What inspired you to pursue a degree in English, the Humanities?
I always really enjoyed studying literature, so for me it was something of a natural fit. In college, one of the things I really enjoyed about the English major is that I was challenged to actually formulate my own ideas and present those ideas in an interesting, thought-provoking way. Rote memorization wasn’t really part of my experience as an English major, and, as an English professor, I continue to emphasize critical thinking, ideas, and writing.
What had the greatest influence on your career path?
That’s hard to say. I would say that my parents’ attitude toward education and careers gave me the freedom to pursue a career that might not seem practical, like graduate studies in English and then a professorship. I had plenty of friends in college whose parents basically told them that they had to be pre-med. My parents were incredibly supportive of whatever I wanted to do, although they always emphasized that I needed to be aware of the consequences of my decisions. For example, academia is not a high-paying career, but that’s a trade-off that I was willing to make.
What did you want to be when you were a kid?
I’m trying to remember – I loved drawing and think that I imagined that I could be an artist when I was about 7. When I was in high school, I wanted to be a lawyer. My original plan starting college was to major in English as an undergrad and then go to law school, and plenty of my friends actually did that. However, I ended up continuing with English.
What special project are you working on right now?
A bunch – as an academic you usually have, or try to have, a few different projects going. I’m currently trying to finish an article on two medieval authors, Christine de Pizan and Boccaccio. It’s taken a while, because they’re French and Italian, respectively, so this research is a little further afield from my usual work on Middle English literature and authors like Chaucer.
What moment in the classroom stands out as the most memorable?
That’s hard – I don’t know if I can identify one moment. I would say that I’m often surprised and impressed by how “game” my students are. I tend to throw a lot at students – lots of reading, complex critical articles. I remember teaching a critical reading last semester, for example, on the twelfth-century French poet Marie de France. The author of the reading assumed that his audience had all kinds of background knowledge that my students, as undergraduates, simply wouldn’t have. Yet the students were so game to discuss the reading anyways – those moments stick in my mind.

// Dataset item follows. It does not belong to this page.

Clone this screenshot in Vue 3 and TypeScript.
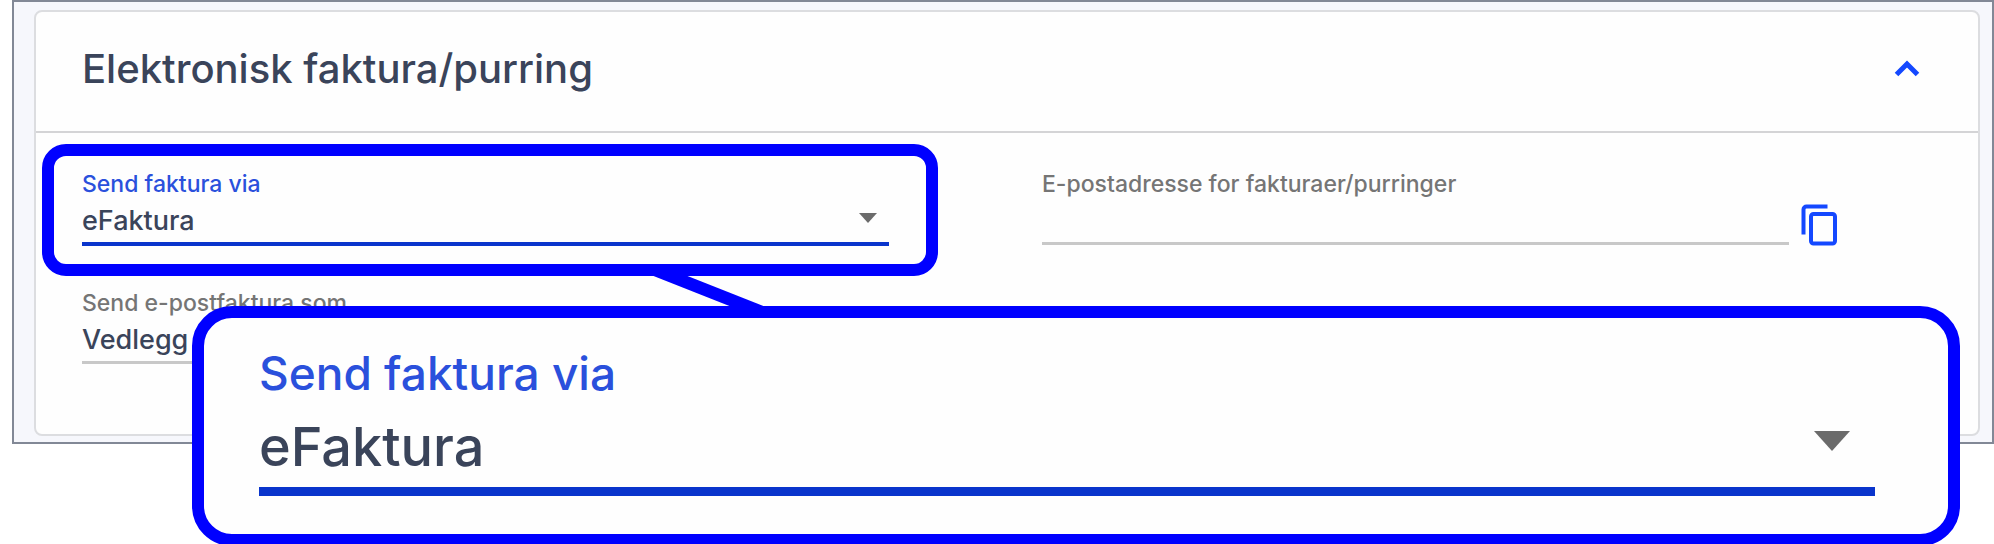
<script setup lang="ts">
import { ref } from 'vue'

const open = ref(true)
const channel = ref('eFaktura')
const format = ref('Vedlegg')
const email = ref('')

const channels = ['eFaktura', 'E-post', 'Papir']
const formats = ['Vedlegg', 'Lenke']

function copyEmail() {
  navigator.clipboard?.writeText(email.value)
}
</script>

<template>
  <main class="scene">
    <div class="backdrop">
      <section class="card">
        <header class="card-header">
          <h1>Elektronisk faktura/purring</h1>
          <button class="icon-button" type="button" aria-label="Vis eller skjul" :aria-expanded="open" @click="open = !open">
            <svg width="26" height="18" viewBox="0 0 26 18" aria-hidden="true">
              <path d="M2.5 14.5 13 4l10.5 10.5" fill="none" stroke="#1448ff" stroke-width="5" />
            </svg>
          </button>
        </header>

        <div v-show="open" class="fields">
          <div class="field focused marked">
            <label for="channel">Send faktura via</label>
            <div class="control">
              <select id="channel" v-model="channel">
                <option v-for="c in channels" :key="c">{{ c }}</option>
              </select>
              <svg class="arrow" viewBox="0 0 18 10" aria-hidden="true"><path d="M0 0h18L9 10z" /></svg>
            </div>
          </div>

          <div class="with-action">
            <div class="field">
              <label for="email">E-postadresse for fakturaer/purringer</label>
              <div class="control">
                <input id="email" v-model="email" type="email" />
              </div>
            </div>
            <button class="icon-button copy" type="button" aria-label="Kopier" @click="copyEmail">
              <svg width="36" height="42" viewBox="0 0 36 42" fill="none" stroke="#1448ff" stroke-width="4" aria-hidden="true">
                <path d="M2.5 30.5V5.500a3 3 0 0 1 3-3H26.500" />
                <rect x="10" y="10" width="24" height="29.500" rx="2.500" />
              </svg>
            </button>
          </div>

          <div class="field">
            <label for="format">Send e-postfaktura som</label>
            <div class="control">
              <select id="format" v-model="format">
                <option v-for="f in formats" :key="f">{{ f }}</option>
              </select>
              <svg class="arrow" viewBox="0 0 18 10" aria-hidden="true"><path d="M0 0h18L9 10z" /></svg>
            </div>
          </div>
        </div>
      </section>
    </div>

    <svg class="connector" width="120" height="34" viewBox="0 0 120 34" aria-hidden="true">
      <path d="M0 0h34l86 34H86z" fill="#0000ff" />
    </svg>

    <aside class="callout">
      <div class="field focused large">
        <label for="channel-large">Send faktura via</label>
        <div class="control">
          <select id="channel-large" v-model="channel">
            <option v-for="c in channels" :key="c">{{ c }}</option>
          </select>
          <svg class="arrow" viewBox="0 0 18 10" aria-hidden="true"><path d="M0 0h18L9 10z" /></svg>
        </div>
      </div>
    </aside>
  </main>
</template>

<style>
body {
  margin: 0;
  background: #fff;
}
</style>

<style scoped>
* {
  box-sizing: border-box;
}

.scene {
  position: relative;
  overflow: hidden;
  padding: 0 0 100px 12px;
  font-family: Inter, Roboto, sans-serif;
  font-weight: 500;
  color: #3a445a;
}

.backdrop {
  padding: 8px 12px 6px 20px;
  border: 2px solid #828896;
  background: #f6f7fc;
}

.card {
  min-height: 426px;
  border: 2px solid #dcdde0;
  border-radius: 8px;
  background: #fefefe;
}

.card-header {
  display: flex;
  align-items: center;
  justify-content: space-between;
  height: 121px;
  padding: 0 56px 6px 46px;
  border-bottom: 2px solid #d4d4d6;
}

h1 {
  margin: 0;
  font-size: 40px;
  font-weight: 500;
  line-height: 48px;
}

.icon-button {
  display: flex;
  align-items: center;
  justify-content: center;
  padding: 0;
  border: 0;
  background: none;
  cursor: pointer;
}

.card-header .icon-button {
  width: 30px;
  height: 30px;
}

.fields {
  display: grid;
  grid-template-columns: 1fr 1fr;
  gap: 6px 153px;
  padding: 36px 129px 0 46px;
}

.field {
  position: relative;
  height: 113px;
}

.field label {
  display: block;
  padding-bottom: 2px;
  font-size: 23px;
  line-height: 30px;
  color: #757575;
}

.control {
  position: relative;
  height: 44px;
  border-bottom: 3px solid #c8c8c8;
}

select,
input {
  display: block;
  width: 100%;
  height: 38px;
  padding: 0;
  border: 0;
  border-radius: 0;
  outline: 0;
  appearance: none;
  background: transparent;
  color: inherit;
  font: 500 27px Inter, sans-serif;
}

.arrow {
  position: absolute;
  top: 12px;
  right: 12px;
  width: 18px;
  fill: #6b6b6b;
  pointer-events: none;
}

.focused label {
  color: #2a50dc;
}

.focused .control {
  height: 45px;
  border-bottom: 4px solid #0a35cc;
}

.marked::after {
  content: '';
  position: absolute;
  inset: -25px -49px 6px -40px;
  border: 12px solid #0000ff;
  border-radius: 24px;
  pointer-events: none;
}

.with-action {
  display: grid;
  grid-template-columns: 1fr 60px;
}

.copy {
  height: 42px;
  margin-top: 35px;
}

.connector {
  position: absolute;
  top: 275px;
  left: 651px;
}

.callout {
  position: absolute;
  top: 306px;
  right: 34px;
  left: 192px;
  height: 240px;
  padding: 25px 73px 0 55px;
  border: 12px solid #0000ff;
  border-radius: 40px;
  background: #fefefe;
}

.large label {
  font-size: 46px;
  line-height: 60px;
}

.focused.large .control {
  height: 91px;
  border-bottom-width: 9px;
}

.large select {
  height: 82px;
  font-size: 54px;
}

.large .arrow {
  top: 26px;
  right: 25px;
  width: 36px;
}
</style>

What is your favorite thing to teach? Favorite thing about teaching?
I love teaching a lot of things, but as mentioned above, I really enjoy teaching medieval literature, partially because it’s so strange and unpredictable given many students’ expectations of literature. I sometimes tell students, if you want weird crazy narratives and poetic forms, forget post-modern literature. Go medieval!
What advice would you give a student taking a class in the English Department?

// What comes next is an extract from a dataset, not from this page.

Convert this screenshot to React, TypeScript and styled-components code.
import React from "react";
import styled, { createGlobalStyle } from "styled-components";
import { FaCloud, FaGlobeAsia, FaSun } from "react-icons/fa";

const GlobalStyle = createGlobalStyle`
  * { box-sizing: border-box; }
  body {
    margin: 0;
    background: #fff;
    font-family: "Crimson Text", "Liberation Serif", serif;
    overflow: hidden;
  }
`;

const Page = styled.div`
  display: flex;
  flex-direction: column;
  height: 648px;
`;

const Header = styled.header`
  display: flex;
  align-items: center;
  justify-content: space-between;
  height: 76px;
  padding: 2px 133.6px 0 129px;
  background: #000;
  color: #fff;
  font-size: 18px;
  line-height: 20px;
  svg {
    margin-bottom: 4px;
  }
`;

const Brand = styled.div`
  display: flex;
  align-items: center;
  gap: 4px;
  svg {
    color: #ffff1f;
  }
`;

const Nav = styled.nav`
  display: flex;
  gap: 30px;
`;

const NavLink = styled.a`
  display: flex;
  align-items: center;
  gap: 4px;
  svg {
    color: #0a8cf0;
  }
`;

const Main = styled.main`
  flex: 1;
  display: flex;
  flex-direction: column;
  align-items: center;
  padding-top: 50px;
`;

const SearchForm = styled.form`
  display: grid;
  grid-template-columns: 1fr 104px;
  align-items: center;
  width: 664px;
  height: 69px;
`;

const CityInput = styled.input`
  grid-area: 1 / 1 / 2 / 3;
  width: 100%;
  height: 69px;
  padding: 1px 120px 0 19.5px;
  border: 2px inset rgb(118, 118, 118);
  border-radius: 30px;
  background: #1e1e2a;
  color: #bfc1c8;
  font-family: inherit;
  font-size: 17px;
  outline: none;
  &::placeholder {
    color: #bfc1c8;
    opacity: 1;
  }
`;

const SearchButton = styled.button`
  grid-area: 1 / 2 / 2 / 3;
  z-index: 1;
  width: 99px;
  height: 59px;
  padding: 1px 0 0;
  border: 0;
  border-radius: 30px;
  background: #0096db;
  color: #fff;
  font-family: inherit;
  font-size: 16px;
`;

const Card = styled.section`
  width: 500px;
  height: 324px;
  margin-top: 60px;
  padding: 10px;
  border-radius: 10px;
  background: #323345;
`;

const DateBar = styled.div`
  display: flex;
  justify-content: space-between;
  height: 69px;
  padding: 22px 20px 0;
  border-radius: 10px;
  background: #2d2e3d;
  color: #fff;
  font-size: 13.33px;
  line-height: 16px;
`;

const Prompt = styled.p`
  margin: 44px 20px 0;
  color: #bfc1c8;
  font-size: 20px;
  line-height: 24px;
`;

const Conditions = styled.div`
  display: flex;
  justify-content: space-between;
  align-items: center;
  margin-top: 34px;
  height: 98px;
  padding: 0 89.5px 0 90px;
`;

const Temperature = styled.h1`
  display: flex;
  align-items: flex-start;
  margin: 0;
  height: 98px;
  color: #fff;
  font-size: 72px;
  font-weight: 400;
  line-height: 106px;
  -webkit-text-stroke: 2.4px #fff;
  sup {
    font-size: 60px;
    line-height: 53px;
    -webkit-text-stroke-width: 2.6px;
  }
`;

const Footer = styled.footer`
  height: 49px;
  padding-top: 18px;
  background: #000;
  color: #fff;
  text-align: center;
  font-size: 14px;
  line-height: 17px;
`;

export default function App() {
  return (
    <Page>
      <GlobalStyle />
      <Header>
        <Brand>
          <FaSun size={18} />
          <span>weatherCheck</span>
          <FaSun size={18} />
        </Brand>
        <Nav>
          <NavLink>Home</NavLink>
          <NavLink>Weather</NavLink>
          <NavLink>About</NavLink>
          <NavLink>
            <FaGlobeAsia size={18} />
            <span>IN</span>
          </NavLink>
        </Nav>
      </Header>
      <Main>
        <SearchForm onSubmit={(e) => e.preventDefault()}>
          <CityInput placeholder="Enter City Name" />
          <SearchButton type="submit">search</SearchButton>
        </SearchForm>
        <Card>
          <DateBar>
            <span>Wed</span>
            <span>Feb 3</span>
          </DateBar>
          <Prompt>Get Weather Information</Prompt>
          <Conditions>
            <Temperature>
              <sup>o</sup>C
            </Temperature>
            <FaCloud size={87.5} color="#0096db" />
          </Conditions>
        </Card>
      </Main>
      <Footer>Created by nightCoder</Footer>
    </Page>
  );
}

Take advantage of office hours. Many professors are open to working with students one-on-one, and that’s what office hours are for. Even if you feel like you’re a pretty good writer, if you talk to a professor in advance about a paper, you’ll probably do better on it as a result.

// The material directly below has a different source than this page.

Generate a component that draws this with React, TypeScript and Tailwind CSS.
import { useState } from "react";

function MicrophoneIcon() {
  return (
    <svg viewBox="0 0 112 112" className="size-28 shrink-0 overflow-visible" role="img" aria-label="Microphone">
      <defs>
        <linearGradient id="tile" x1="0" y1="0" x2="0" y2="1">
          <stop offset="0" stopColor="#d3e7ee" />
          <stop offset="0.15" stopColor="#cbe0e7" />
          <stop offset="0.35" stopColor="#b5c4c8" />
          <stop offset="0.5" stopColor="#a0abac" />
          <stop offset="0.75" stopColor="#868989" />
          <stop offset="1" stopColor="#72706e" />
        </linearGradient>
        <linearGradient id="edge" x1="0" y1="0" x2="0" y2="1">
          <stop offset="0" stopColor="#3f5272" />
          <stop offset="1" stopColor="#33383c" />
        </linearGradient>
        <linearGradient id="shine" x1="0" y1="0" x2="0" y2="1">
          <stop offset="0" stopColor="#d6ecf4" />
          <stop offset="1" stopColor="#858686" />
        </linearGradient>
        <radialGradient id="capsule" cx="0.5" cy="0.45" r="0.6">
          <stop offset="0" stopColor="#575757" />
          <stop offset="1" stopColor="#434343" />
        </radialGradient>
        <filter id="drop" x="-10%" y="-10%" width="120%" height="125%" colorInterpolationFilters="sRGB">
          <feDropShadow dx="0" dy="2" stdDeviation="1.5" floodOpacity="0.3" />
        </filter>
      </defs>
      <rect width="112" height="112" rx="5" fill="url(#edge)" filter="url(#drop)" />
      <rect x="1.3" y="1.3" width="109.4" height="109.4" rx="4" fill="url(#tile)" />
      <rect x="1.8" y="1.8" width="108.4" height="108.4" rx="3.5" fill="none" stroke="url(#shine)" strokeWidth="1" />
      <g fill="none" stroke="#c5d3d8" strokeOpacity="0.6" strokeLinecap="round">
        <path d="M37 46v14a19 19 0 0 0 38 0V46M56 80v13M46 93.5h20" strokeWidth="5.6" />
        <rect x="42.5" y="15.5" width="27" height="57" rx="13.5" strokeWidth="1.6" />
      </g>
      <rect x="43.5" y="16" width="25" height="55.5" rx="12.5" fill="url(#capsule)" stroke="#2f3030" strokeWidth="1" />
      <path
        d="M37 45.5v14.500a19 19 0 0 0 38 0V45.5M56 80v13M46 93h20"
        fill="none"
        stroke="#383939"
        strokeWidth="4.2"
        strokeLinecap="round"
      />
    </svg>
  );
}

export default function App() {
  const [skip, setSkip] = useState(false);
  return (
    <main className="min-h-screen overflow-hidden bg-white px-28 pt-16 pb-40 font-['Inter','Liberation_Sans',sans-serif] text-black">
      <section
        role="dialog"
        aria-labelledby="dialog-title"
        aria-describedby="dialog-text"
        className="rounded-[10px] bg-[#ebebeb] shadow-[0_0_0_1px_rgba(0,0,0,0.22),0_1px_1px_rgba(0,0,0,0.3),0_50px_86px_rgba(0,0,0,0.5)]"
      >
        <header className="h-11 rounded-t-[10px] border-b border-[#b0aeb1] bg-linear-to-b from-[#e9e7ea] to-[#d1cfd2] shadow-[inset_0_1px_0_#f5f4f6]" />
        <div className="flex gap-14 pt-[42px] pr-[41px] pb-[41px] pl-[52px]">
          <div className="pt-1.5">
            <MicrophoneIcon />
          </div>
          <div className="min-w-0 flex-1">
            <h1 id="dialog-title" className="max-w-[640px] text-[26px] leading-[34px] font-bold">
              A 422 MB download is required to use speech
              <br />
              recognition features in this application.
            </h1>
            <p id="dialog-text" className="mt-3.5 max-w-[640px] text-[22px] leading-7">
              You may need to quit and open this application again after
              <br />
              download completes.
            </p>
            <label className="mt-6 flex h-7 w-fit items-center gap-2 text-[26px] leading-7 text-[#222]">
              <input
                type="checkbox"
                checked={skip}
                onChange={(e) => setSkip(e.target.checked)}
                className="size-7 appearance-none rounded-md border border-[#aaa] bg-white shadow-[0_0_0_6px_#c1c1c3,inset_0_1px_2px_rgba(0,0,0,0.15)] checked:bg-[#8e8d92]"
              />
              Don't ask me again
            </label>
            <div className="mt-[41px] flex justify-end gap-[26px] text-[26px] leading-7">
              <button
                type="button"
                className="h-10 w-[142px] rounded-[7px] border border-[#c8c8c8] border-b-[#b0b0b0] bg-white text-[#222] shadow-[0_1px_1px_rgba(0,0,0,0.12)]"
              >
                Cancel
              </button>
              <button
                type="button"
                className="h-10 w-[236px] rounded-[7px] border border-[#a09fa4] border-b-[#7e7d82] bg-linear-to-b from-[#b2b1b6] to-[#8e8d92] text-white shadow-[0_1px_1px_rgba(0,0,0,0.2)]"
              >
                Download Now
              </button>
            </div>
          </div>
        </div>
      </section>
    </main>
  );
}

What’s the best advice you ever received?
Another tough one – I guess I’d say to try to enjoy academia. There’s so much to enjoy about teaching and research, but it can also be overwhelming. When I made my to-do list for Spring Break – grade midterms, read for a graduate course, peer review an article, finish writing an article, get together proposals for a conference taking place next year, etc. etc., I felt my stomach clench. But I do what I do because I love it, and it’s important to remember that.
What or who inspires you?
Many people, but, for these questions, I’d say Carolyn Dinshaw and Mary Carruthers, the two amazing professors with whom I primarily worked in graduate school; Karina Attar a friend and colleague with whom I put together the volume of essays Teaching Medieval and Early Modern Cross-Cultural Encounters; and, while it may sound cheesy, many of my students. To be specific, right now I’m teaching a graduate course on medieval literature; none of the students have worked all that extensively in this field, and yet, as usual, I’m throwing a lot at them. They’re game, though! Even when some of our critical readings include quotations in languages they don’t know.
What accomplishments are you the most proud of?
For teaching, I’d say how well my Medieval Women Writers class went last semester. It was a tough, demanding course, but students did well and seemed to enjoy it.
For research, finishing the volume of essays Teaching Medieval and Early Modern Cross-Cultural Encounters, which just came out last December.
What was the last piece of writing you read or wrote? OR, What are you currently reading, writing?
I’m in the process of finishing writing the article on Christine de Pizan and Boccaccio, mentioned above. I’m also writing a blog entry for “In the Middle,” a blog for medievalists/people interested in the Middle Ages. (Check it out at http://www.inthemedievalmiddle.com) I’m reading for my courses – students might not believe this, but I always reread anything I’m teaching. So I’ve been immersed in Renaissance sonnets and Chaucer’s Wife of Bath’s Prologue and Tale, plus criticism on the latter. I’m also reading Haruki Murakami’s Hard Boiled Wonderland and the End of the World – it’s a nice change of pace from my usual reading lists. And I’m looking forward to starting Kazuo Ishiguro’s new novel The Buried Giant.
When you’re not working, what do you do?
To be honest, I tend to be a workaholic – I always tell my students, I need hobbies! I do enjoy cooking and baking, running, and playing poker with a weekly poker group. I also love popular culture and can watch almost any awful show on television. I find The Bachelor disturbing yet fascinating, and ditto for MTV’s The Challenge.
What don’t your colleagues know about you?
I really don’t know – I’m pretty straight forward, I think. Maybe they don’t know about my terrible sweet tooth – people often assume that I’m healthier than I am.
What is your favorite word and why?
I don’t really have one. I like odd words or phrases when they come up. In one of my classes last week, for example, we were discussing “Hieronymian hermeneutics.”
Which three people (living or dead) would you invite to dinner?
Now I feel like I’m being forced to participate in a first-day-of-class icebreaker (I guess I deserve it, for inflicting them on my students?) I’d probably say three close friends of mine from college/grad school who are spread all over the country. That’s probably not the most interesting answer, but it’s honest – one of the tough things about academia is that you end up going where the job is, which often means leaving close friends behind.
What’s one thing you dream of being able to accomplish in your tenure at Colorado State University?
I have a few ideas, but I’m afraid I’ll jinx them if I say, so I’ll let you know when/if they happen.